Moreover, each brand valuation method is more or less flawed. Lu Juan [19] argued that congenital deficiencies exists in brand valuation, and no matter what kind of method is used to assess brand value, the result could only guarantee relatively reasonable but not absolute accurate. Therefore, it demands a rational view of brand valuation methods under different perspectives. To begin with, evaluation methods from the asset perspective quantify the value of the brand with financial indicators, such as brand revenues or brand profits, which are not only in line with the principle of measurability of valuation, but also to facilitate their applications in practice. However, they ignore the impact of customers on brand value. More importantly, they do not take the special nature of Chinese enterprise market into account. At present, the enterprise market in China has not yet achieved the situation of full competition, individual industry even gives its priority to monopolistic market, resulting in the flow of profits between industries is uneven. The Interbrand method, while trying to use the “brand effect index” to account for differences in the role of brands in different industries, but “brand effect index” is subjective [11] , thus fails to objectively reflect the fact of Chinese enterprise market.

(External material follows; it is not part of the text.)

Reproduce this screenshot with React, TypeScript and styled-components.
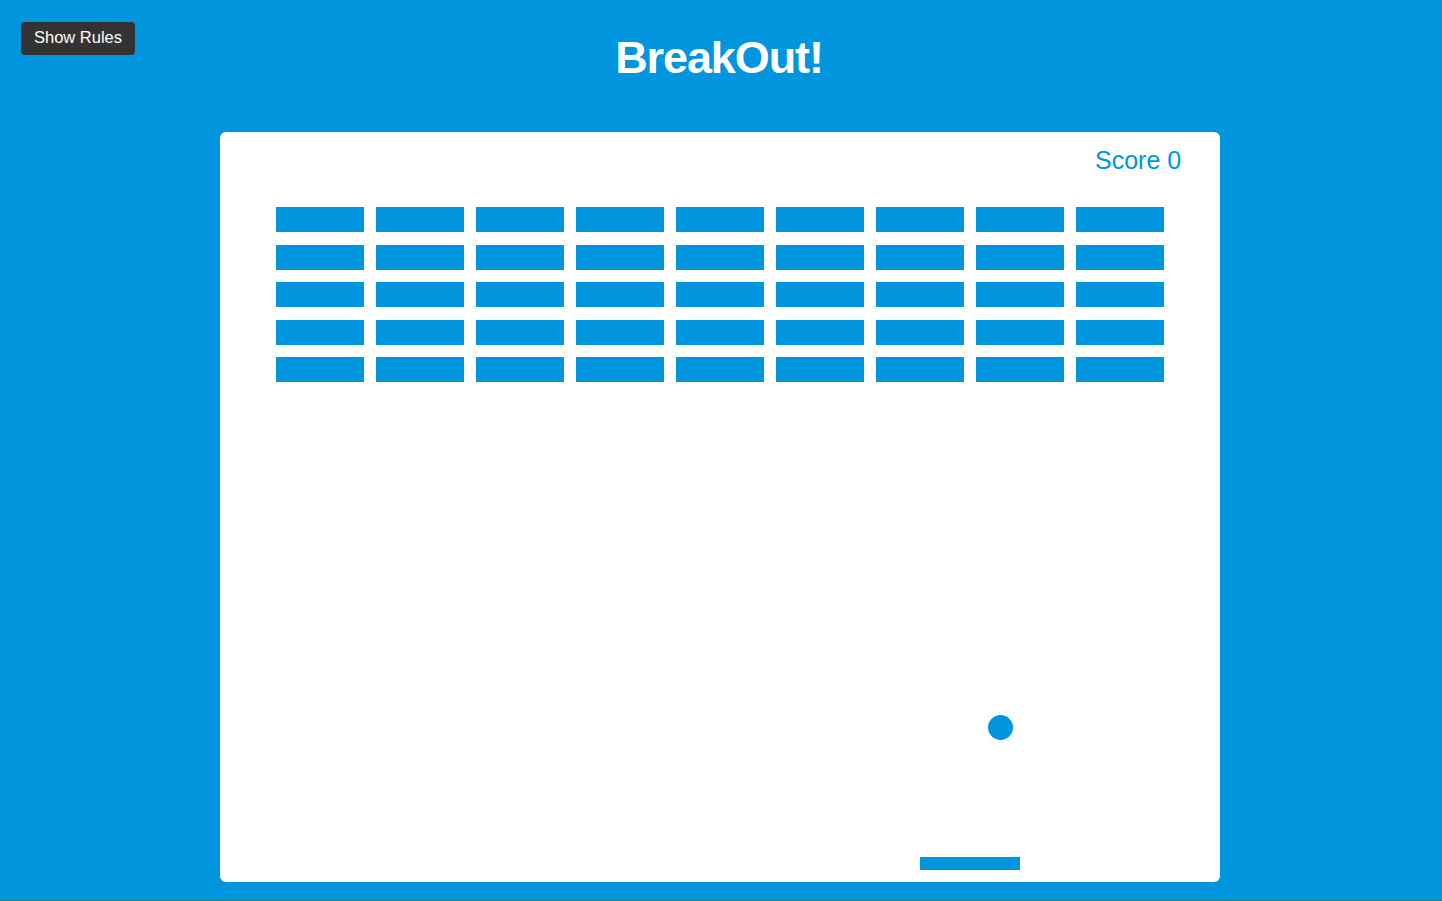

Brand value evaluation from customers’ perspective, helps businesses obtain more real data of brand value, and clears the source of each part of value. However, brand value assessment must consider the case of brand creating value in the future, which is principle of perspectiveness. The corporate assesses brand value through the perspective of customers, the resulting data from which to a large extent only reflects the value of the brand at this stage. The loyalty factor method tries to consider profitability cases of the brand in the future using the “loyalty factor”, but due to the uncertainty between the purchase intention and the actual purchase behavior, as well as the possibility and quantity of purchase for different customers being not the same [15] , this method also just gets data of the brand value at present.

Finally, brand valuation method of an integrated perspective, like the ten elements model of brand equity, gains the result of a comprehensive and close to the fact when assessing the brand value. It takes these factors into account from both the brand asset level, such as brand’s market share, and the customer level, such as customer’s satisfaction or loyalty to the brand. However, because it involves too many measurement indexes, thus increasing the difficulty of its usage in practice. Comprehensive analysis, the government should involve as less as possible or even withdraw from the field of brand valuation, so that it can be carried out in accordance with the market mechanism. Meanwhile, when taking brand valuation, Chinese enterprises should choose a more appropriate method to obtain an objective and accurate evaluation result according to their own industry characteristics.

5. Conclusion

This paper explains the specific meaning of brand value, which is reflected in the brand asset value, the relationship value between the customer and the brand and the comprehensive value of both the asset and the customer. On this basis, it sorts out the relevant literature on brand valuation method from a different perspective, and proposes several enlightenments for brand valuation practices of Chinese enterprises. It can be said, this article provides an idea to solve the problem that there isn’t a unified point of view on the method of brand value evaluation in the theoretical circle. Moreover, since the mergers and acquisitions between different brands are in vogue at present, how to evaluate the brand value objectively and comprehensively is a problem of the industry. This article takes brand valuation based on asset perspective, customer perspective, and a comprehensive perspective, to make a very good response for this problem.

Conflicts of Interest

The authors declare no conflicts of interest.